_Supplied material_
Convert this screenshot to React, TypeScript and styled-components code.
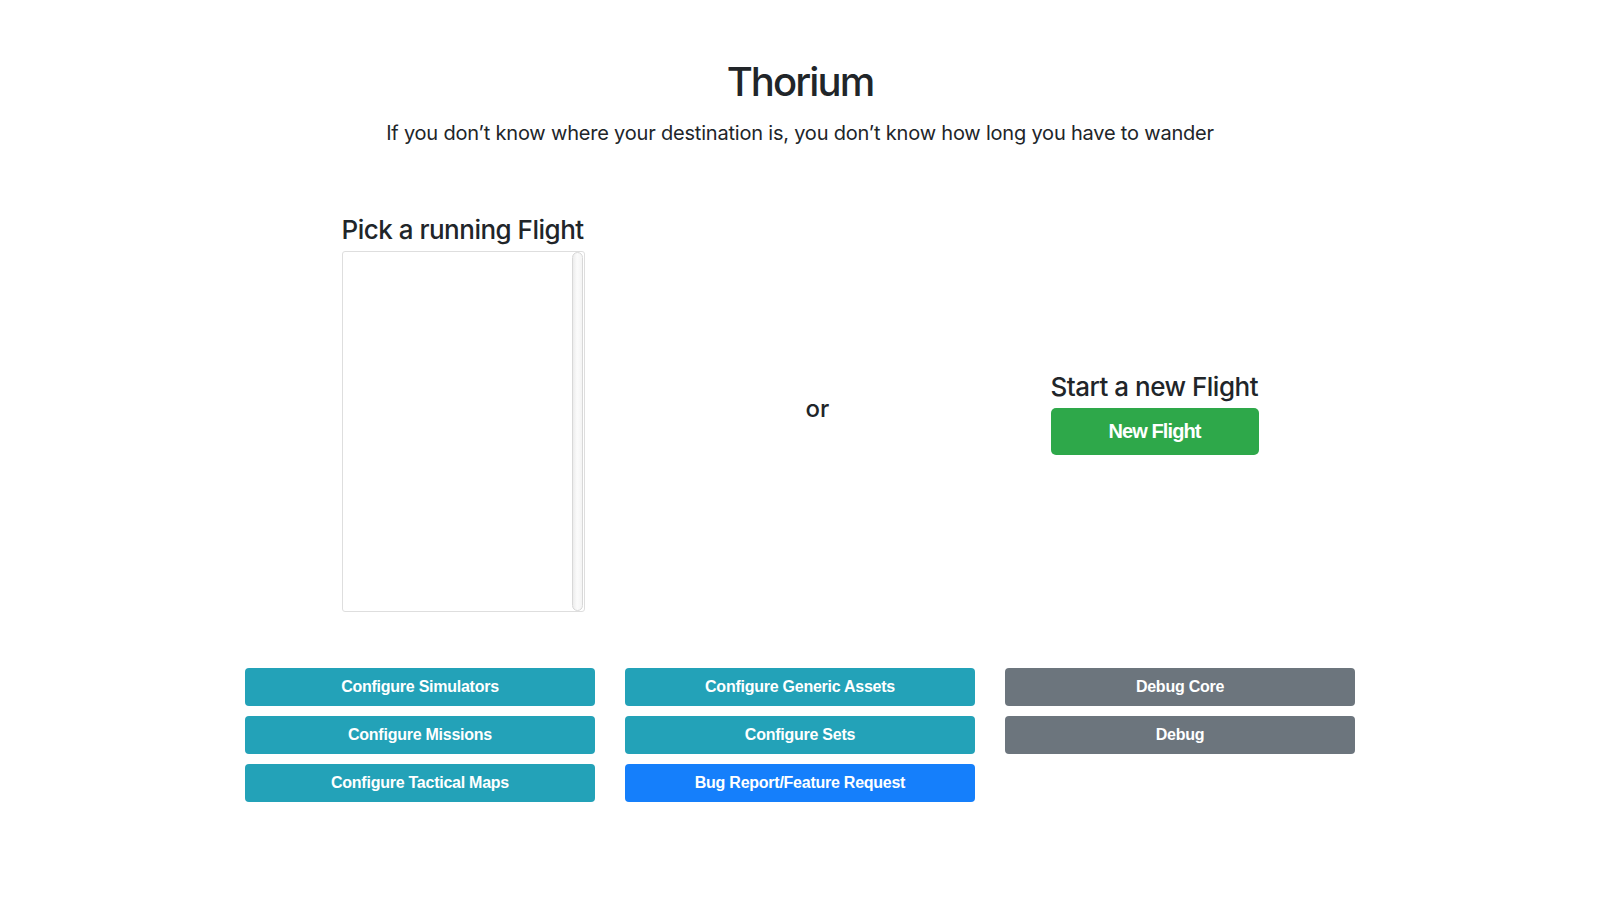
import React from "react";
import styled, { createGlobalStyle } from "styled-components";

const GlobalStyle = createGlobalStyle`
  html, body {
    margin: 0;
    padding: 0;
    background: #ffffff;
    color: #212529;
    font-family: Inter, "Noto Sans", sans-serif;
  }
  * { box-sizing: border-box; }
`;

const Page = styled.div`
  width: 1140px;
  margin: 0 auto;
  padding: 58px 15px 0;
  display: flex;
  flex-direction: column;
  align-items: center;
`;

const Title = styled.h1`
  margin: 0 0 15px;
  font-size: 40px;
  line-height: 48px;
  font-weight: 500;
  letter-spacing: -1.9px;
`;

const Quote = styled.h5`
  margin: 0 0 68px;
  font-size: 20px;
  line-height: 24px;
  font-weight: 400;
  letter-spacing: -0.2px;
`;

const Choice = styled.div`
  width: 917px;
  display: flex;
  justify-content: space-between;
  align-items: center;
`;

const Column = styled.div<{ $w: number }>`
  width: ${(p) => p.$w}px;
  display: flex;
  flex-direction: column;
  align-items: stretch;
`;

const SubHeading = styled.h3`
  margin: 0 0 5px;
  font-size: 26px;
  line-height: 33px;
  font-weight: 500;
  letter-spacing: -0.5px;
  white-space: nowrap;
`;

const FlightList = styled.div`
  height: 361px;
  border: 1px solid #dedede;
  border-radius: 3px;
  display: flex;
  padding-right: 1px;
  background: #fff;
`;

const ListBody = styled.div`
  flex: 1;
`;

const Track = styled.div`
  width: 11px;
  border: 1px solid #d8d8d8;
  border-radius: 6px;
  background: linear-gradient(to right, #ececec, #fbfbfb 45%, #f4f4f4);
`;

const Or = styled.h4`
  margin: 0 0 8px;
  font-size: 24px;
  line-height: 29px;
  font-weight: 500;
`;

const Btn = styled.button<{ $variant: "info" | "secondary" | "primary" | "success"; $lg?: boolean }>`
  display: block;
  width: 100%;
  border: 1px solid transparent;
  border-radius: ${(p) => (p.$lg ? "5px" : "4px")};
  height: ${(p) => (p.$lg ? "47px" : "38px")};
  padding: 0 12px;
  font-family: "Liberation Sans", Arial, sans-serif;
  font-weight: 700;
  font-size: ${(p) => (p.$lg ? "20px" : "16px")};
  letter-spacing: ${(p) => (p.$lg ? "-0.9px" : "-0.25px")};
  color: #fff;
  cursor: pointer;
  background: ${(p) =>
    ({
      info: "#23a2b8",
      secondary: "#6c757d",
      primary: "#157ffb",
      success: "#2ea84a",
    })[p.$variant]};
`;

const ToolGrid = styled.div`
  margin-top: 56px;
  width: 1110px;
  display: grid;
  grid-template-columns: repeat(3, 1fr);
  column-gap: 30px;
  align-items: start;
`;

const ToolColumn = styled.div`
  display: flex;
  flex-direction: column;
  gap: 10px;
`;

export default function App() {
  return (
    <>
      <GlobalStyle />
      <Page>
        <Title>Thorium</Title>
        <Quote>If you don’t know where your destination is, you don’t know how long you have to wander</Quote>
        <Choice>
          <Column $w={243}>
            <SubHeading>Pick a running Flight</SubHeading>
            <FlightList>
              <ListBody />
              <Track />
            </FlightList>
          </Column>
          <Or>or</Or>
          <Column $w={208}>
            <SubHeading>Start a new Flight</SubHeading>
            <Btn $variant="success" $lg>New Flight</Btn>
          </Column>
        </Choice>
        <ToolGrid>
          <ToolColumn>
            <Btn $variant="info">Configure Simulators</Btn>
            <Btn $variant="info">Configure Missions</Btn>
            <Btn $variant="info">Configure Tactical Maps</Btn>
          </ToolColumn>
          <ToolColumn>
            <Btn $variant="info">Configure Generic Assets</Btn>
            <Btn $variant="info">Configure Sets</Btn>
            <Btn $variant="primary">Bug Report/Feature Request</Btn>
          </ToolColumn>
          <ToolColumn>
            <Btn $variant="secondary">Debug Core</Btn>
            <Btn $variant="secondary">Debug</Btn>
          </ToolColumn>
        </ToolGrid>
      </Page>
    </>
  );
}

_Work to do_
Reproduce every line precisely as given, omitting all pictures.

_The output_
Convert this screenshot to React, TypeScript and styled-components code.
import React from "react";
import styled, { createGlobalStyle } from "styled-components";

const GlobalStyle = createGlobalStyle`
  html, body {
    margin: 0;
    padding: 0;
    background: #ffffff;
    color: #212529;
    font-family: Inter, "Noto Sans", sans-serif;
  }
  * { box-sizing: border-box; }
`;

const Page = styled.div`
  width: 1140px;
  margin: 0 auto;
  padding: 58px 15px 0;
  display: flex;
  flex-direction: column;
  align-items: center;
`;

const Title = styled.h1`
  margin: 0 0 15px;
  font-size: 40px;
  line-height: 48px;
  font-weight: 500;
  letter-spacing: -1.9px;
`;

const Quote = styled.h5`
  margin: 0 0 68px;
  font-size: 20px;
  line-height: 24px;
  font-weight: 400;
  letter-spacing: -0.2px;
`;

const Choice = styled.div`
  width: 917px;
  display: flex;
  justify-content: space-between;
  align-items: center;
`;

const Column = styled.div<{ $w: number }>`
  width: ${(p) => p.$w}px;
  display: flex;
  flex-direction: column;
  align-items: stretch;
`;

const SubHeading = styled.h3`
  margin: 0 0 5px;
  font-size: 26px;
  line-height: 33px;
  font-weight: 500;
  letter-spacing: -0.5px;
  white-space: nowrap;
`;

const FlightList = styled.div`
  height: 361px;
  border: 1px solid #dedede;
  border-radius: 3px;
  display: flex;
  padding-right: 1px;
  background: #fff;
`;

const ListBody = styled.div`
  flex: 1;
`;

const Track = styled.div`
  width: 11px;
  border: 1px solid #d8d8d8;
  border-radius: 6px;
  background: linear-gradient(to right, #ececec, #fbfbfb 45%, #f4f4f4);
`;

const Or = styled.h4`
  margin: 0 0 8px;
  font-size: 24px;
  line-height: 29px;
  font-weight: 500;
`;

const Btn = styled.button<{ $variant: "info" | "secondary" | "primary" | "success"; $lg?: boolean }>`
  display: block;
  width: 100%;
  border: 1px solid transparent;
  border-radius: ${(p) => (p.$lg ? "5px" : "4px")};
  height: ${(p) => (p.$lg ? "47px" : "38px")};
  padding: 0 12px;
  font-family: "Liberation Sans", Arial, sans-serif;
  font-weight: 700;
  font-size: ${(p) => (p.$lg ? "20px" : "16px")};
  letter-spacing: ${(p) => (p.$lg ? "-0.9px" : "-0.25px")};
  color: #fff;
  cursor: pointer;
  background: ${(p) =>
    ({
      info: "#23a2b8",
      secondary: "#6c757d",
      primary: "#157ffb",
      success: "#2ea84a",
    })[p.$variant]};
`;

const ToolGrid = styled.div`
  margin-top: 56px;
  width: 1110px;
  display: grid;
  grid-template-columns: repeat(3, 1fr);
  column-gap: 30px;
  align-items: start;
`;

const ToolColumn = styled.div`
  display: flex;
  flex-direction: column;
  gap: 10px;
`;

export default function App() {
  return (
    <>
      <GlobalStyle />
      <Page>
        <Title>Thorium</Title>
        <Quote>If you don’t know where your destination is, you don’t know how long you have to wander</Quote>
        <Choice>
          <Column $w={243}>
            <SubHeading>Pick a running Flight</SubHeading>
            <FlightList>
              <ListBody />
              <Track />
            </FlightList>
          </Column>
          <Or>or</Or>
          <Column $w={208}>
            <SubHeading>Start a new Flight</SubHeading>
            <Btn $variant="success" $lg>New Flight</Btn>
          </Column>
        </Choice>
        <ToolGrid>
          <ToolColumn>
            <Btn $variant="info">Configure Simulators</Btn>
            <Btn $variant="info">Configure Missions</Btn>
            <Btn $variant="info">Configure Tactical Maps</Btn>
          </ToolColumn>
          <ToolColumn>
            <Btn $variant="info">Configure Generic Assets</Btn>
            <Btn $variant="info">Configure Sets</Btn>
            <Btn $variant="primary">Bug Report/Feature Request</Btn>
          </ToolColumn>
          <ToolColumn>
            <Btn $variant="secondary">Debug Core</Btn>
            <Btn $variant="secondary">Debug</Btn>
          </ToolColumn>
        </ToolGrid>
      </Page>
    </>
  );
}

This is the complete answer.